Cooking is chemistry. The Maillard Reaction is why every amateur cook dreams of a high-powered industrial stovetop with a big gas flame - "Cooking with gas." That way, you can brown things, even fish, while keeping the inside rare. Readers know that's how I cook steak, always on the gas stove (well, sometimes on charcoal for steak, lamb, and Bluefish but it's the same idea.) Chicken is more flavorful browned too regardless of what you use it for after.
To make a great European-style meat stock, you want max flavor. That's why you use the M Reaction to first brown all the bones and meat scraps, and the vegetables too (mushrooms, garlic, carrot, celery, onion, etc), before you throw them into the stewpot with the water, peppercorns, herbs, and wines.
I only use two stovetop heats: Max and Very Low/simmer.
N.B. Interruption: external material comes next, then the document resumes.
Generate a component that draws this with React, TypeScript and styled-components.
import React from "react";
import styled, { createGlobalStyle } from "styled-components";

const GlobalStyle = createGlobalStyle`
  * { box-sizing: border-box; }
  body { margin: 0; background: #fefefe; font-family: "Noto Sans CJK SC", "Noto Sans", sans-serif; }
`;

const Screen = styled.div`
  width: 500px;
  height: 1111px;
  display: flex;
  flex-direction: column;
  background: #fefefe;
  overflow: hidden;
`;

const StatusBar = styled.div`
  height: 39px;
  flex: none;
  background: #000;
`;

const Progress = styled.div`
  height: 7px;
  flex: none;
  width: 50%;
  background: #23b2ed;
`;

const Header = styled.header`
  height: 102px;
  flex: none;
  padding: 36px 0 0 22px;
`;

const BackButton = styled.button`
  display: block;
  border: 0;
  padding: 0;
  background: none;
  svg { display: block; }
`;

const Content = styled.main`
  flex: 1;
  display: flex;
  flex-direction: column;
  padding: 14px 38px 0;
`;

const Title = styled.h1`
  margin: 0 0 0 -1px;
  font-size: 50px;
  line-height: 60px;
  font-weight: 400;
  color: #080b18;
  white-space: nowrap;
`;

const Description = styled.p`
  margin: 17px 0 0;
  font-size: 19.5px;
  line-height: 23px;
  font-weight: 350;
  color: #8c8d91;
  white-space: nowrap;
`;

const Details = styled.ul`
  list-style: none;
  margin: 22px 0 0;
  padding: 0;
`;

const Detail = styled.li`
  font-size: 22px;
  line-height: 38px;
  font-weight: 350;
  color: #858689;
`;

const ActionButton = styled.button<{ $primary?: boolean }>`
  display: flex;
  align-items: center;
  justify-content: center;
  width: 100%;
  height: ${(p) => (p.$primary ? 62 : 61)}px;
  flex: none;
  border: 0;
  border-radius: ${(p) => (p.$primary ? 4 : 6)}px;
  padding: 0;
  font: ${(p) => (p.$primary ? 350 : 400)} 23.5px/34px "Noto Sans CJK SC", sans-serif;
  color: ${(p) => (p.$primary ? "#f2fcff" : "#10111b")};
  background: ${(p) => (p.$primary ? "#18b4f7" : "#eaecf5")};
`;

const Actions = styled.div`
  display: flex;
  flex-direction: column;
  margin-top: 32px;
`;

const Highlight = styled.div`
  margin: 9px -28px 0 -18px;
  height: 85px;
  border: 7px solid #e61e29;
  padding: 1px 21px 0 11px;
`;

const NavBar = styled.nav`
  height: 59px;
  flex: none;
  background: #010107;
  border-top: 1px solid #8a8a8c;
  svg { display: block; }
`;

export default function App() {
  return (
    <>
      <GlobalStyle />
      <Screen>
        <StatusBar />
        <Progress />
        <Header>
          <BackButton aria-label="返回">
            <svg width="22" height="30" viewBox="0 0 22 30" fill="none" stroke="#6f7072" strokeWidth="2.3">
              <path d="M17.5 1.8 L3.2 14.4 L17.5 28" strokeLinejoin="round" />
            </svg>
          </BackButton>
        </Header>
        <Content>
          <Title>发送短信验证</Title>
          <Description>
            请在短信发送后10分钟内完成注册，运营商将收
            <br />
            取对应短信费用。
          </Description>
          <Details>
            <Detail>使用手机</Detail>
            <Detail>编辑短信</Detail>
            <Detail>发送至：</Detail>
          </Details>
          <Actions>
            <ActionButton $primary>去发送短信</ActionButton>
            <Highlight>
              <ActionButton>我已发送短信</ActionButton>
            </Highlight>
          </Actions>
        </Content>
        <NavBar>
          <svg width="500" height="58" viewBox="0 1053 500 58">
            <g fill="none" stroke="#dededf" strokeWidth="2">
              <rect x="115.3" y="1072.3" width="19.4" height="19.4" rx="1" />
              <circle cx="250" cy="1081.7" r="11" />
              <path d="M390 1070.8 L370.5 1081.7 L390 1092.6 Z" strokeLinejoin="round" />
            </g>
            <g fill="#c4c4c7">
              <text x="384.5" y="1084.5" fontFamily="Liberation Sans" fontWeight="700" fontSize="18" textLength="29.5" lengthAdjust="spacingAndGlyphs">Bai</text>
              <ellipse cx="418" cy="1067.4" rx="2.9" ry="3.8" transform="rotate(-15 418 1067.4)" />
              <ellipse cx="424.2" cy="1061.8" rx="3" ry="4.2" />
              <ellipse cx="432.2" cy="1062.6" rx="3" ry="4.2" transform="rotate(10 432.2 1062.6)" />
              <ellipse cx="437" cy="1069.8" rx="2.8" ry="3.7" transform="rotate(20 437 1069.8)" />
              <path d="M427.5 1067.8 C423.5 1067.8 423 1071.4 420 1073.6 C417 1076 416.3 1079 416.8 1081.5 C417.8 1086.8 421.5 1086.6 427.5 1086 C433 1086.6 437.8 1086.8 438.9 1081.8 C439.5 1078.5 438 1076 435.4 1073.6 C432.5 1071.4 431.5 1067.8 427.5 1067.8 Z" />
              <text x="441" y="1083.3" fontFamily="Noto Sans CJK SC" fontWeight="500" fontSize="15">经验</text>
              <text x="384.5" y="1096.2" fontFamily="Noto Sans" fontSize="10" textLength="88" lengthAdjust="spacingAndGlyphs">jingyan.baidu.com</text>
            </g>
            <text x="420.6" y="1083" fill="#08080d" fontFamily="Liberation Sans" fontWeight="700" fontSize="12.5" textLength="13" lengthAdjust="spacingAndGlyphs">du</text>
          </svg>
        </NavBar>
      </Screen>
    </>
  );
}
For some recipes you do not want those intense flavors, which is why lots of Asian stew-type recipes use unbrowned meats. Boiled chicken, for example, pork, or shrimp, and lightly boiled vegetables and roots. The Maillard Reaction is thus avoided to permit more subtle flavors. Very pleasant things like like sashimi, carpaccio, steak tartare, etc., take subtle to the max.
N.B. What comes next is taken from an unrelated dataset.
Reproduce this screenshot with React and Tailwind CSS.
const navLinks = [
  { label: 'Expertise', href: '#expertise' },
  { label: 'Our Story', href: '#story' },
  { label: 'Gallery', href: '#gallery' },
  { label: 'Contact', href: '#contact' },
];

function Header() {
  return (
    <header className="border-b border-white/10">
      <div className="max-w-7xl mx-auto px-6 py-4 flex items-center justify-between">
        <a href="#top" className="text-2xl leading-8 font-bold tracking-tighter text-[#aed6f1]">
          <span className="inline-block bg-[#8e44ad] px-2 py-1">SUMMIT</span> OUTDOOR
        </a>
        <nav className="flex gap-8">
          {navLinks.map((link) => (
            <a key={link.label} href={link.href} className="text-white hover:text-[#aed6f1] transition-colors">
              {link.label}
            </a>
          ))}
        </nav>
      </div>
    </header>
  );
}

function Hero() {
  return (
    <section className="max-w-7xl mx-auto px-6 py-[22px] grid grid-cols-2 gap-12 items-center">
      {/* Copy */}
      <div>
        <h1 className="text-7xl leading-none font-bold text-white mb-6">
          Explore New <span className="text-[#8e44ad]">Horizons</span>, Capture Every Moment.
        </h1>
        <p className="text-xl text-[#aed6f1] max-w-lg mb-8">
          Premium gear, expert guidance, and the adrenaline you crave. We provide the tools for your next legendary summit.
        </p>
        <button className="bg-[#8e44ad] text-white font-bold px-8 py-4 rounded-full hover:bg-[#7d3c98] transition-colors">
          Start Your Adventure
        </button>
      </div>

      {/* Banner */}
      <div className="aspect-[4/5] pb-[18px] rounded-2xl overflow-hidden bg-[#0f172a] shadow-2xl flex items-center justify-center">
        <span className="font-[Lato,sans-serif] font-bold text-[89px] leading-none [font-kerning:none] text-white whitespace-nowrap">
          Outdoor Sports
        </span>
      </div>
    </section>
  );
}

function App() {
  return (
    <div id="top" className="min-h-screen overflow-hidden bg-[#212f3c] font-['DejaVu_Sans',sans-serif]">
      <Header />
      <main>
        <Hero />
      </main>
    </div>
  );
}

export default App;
The wonderment of cast iron. I have a cast iron dutch oven that (well seasoned) is very easy to clean. Even the teflon pans require hunting up the softest non-abrasive pads and often take longer to clean.
Brown the beef pieces in the dutch oven lid, seasoning and then adding a little rice vinegar before tipping the lid into the pot. The veggies for the stew are separately seasoned and browned in the pot and after the meat is tipped in the liquid is added, whatever it's going to be for that particular dish. Sometimes beer, sometimes Trader Joes vegetable or beef broth. Browning the meat in the lid ensures that nothing is lost from the meat.
Before or afterwards, I cook down bacon in the Dutch Oven. Remove the pieces when brown (there is always a use for bacon) turn up the heat and when the pan begins to smoke, turn off the heat and put the heavy lid back on. Maintains the seasoning even when making stews or soups with long hours of simmering liquid.